We will denote the variance and standard deviation of $X$ with $\sigma^2_X$ and $\sigma_X$ respectively. The covariance of $X$ and $Y$ is defined as

$$Cov(X,Y) = \mathbb{E}[(X-\mathbb{E}[X])(Y-\mathbb{E}[Y])] = \mathbb{E}[XY] - \mathbb{E}[X] \mathbb{E}[Y] $$

Note that $Var(X) = Cov(X,X)$.

Complex Random Variables

Computing Probabilities for Complex Random Variables

Random variables can also map outcomes to complex numbers. For a complex random variable $X$, the real ($\Re(X)$) and imaginary ($\Im(X)$) components are each real valued random variables. We can generalize the CDF to complex random variables to be a mapping from $\mathbb{C} \longrightarrow [0,1]$

$$ F_X(x) = P(\Re(X) \leq \Re(x), \Im(X) \leq \Im(x))$$

Just like real random variables when the distribution is absolutely continuous, we can find the density by differentiating

$$f_X(x+iy) = \frac{\partial^2}{\partial x \partial y} P(\Re(X) \leq x, \Im(X) \leq y) $$

Center, Spread, and Correlation of Complex Random Variables

The expectation of a complex random variable can be complex valued

$$\mathbb{E}[X] = \mathbb{E}[\Re(X)] + i \mathbb{E}[\Im(X)]$$

The variance of a complex random variable, however, is still a measure of spread and thus must be real valued.
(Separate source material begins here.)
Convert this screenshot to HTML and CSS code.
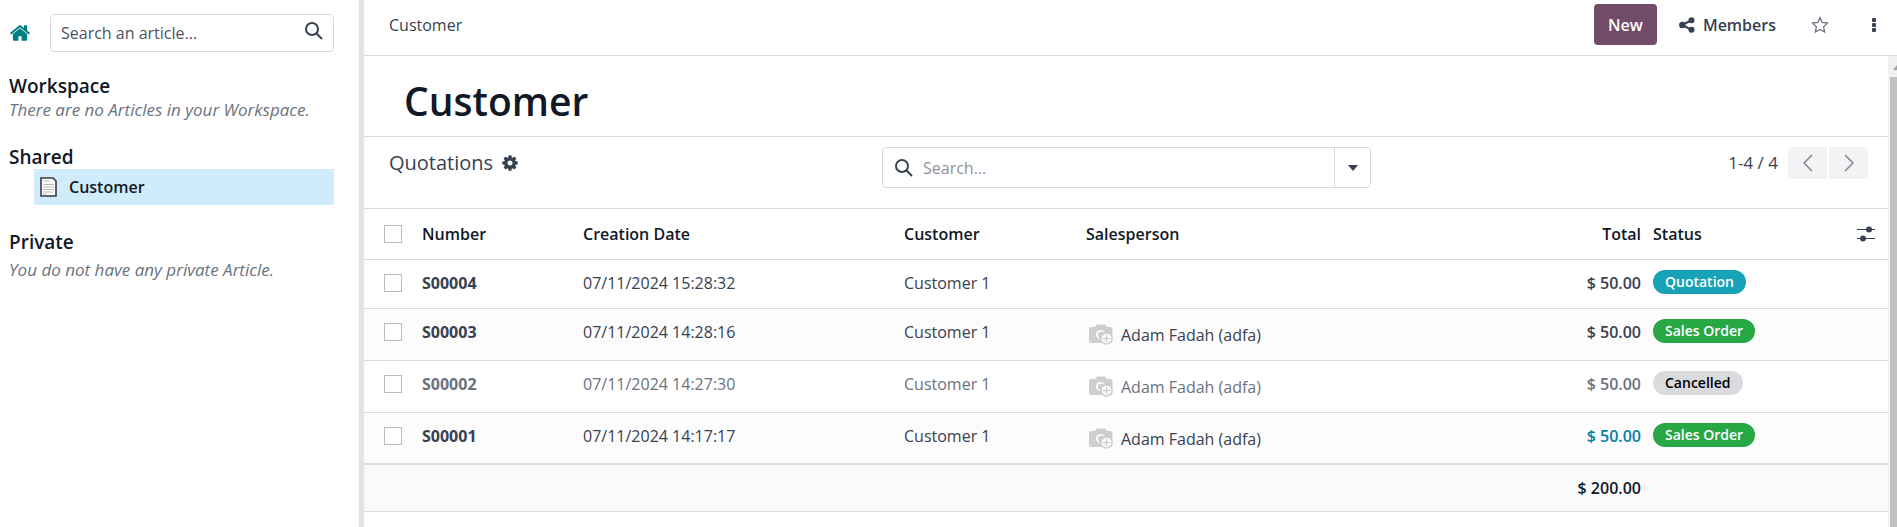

$$ Var(X) = \mathbb{E}[|X|^2] - |\mathbb{E}[X]|^2$$$$SD(X) = \sqrt{Var(X)}$$

The covariance between two complex random variables is defined to be

$$Cov(X,Y) = \mathbb{E}[X \overline{Y}] - E[X] \mathbb{E}[\overline{Y}]$$

Note that it is still true that $Var(X) = Cov(X,X)$

Complex Normal

A random variable $X$ is normal if the joint distribution $(\Re(X), \Im(X))$ is multivariate normal. If $X$ is a complex normal random variable, we done its distribution as

$$X \sim N_{\mathbb{C}}(\mu, \sigma^2) $$

where $\mu \in \mathbb{C}$ and $\sigma^2 \in \mathbb{R}$. A special case for this notation will be for the complex standard normal which will be denoted as $N(0, 1_{\mathbb{C}})$.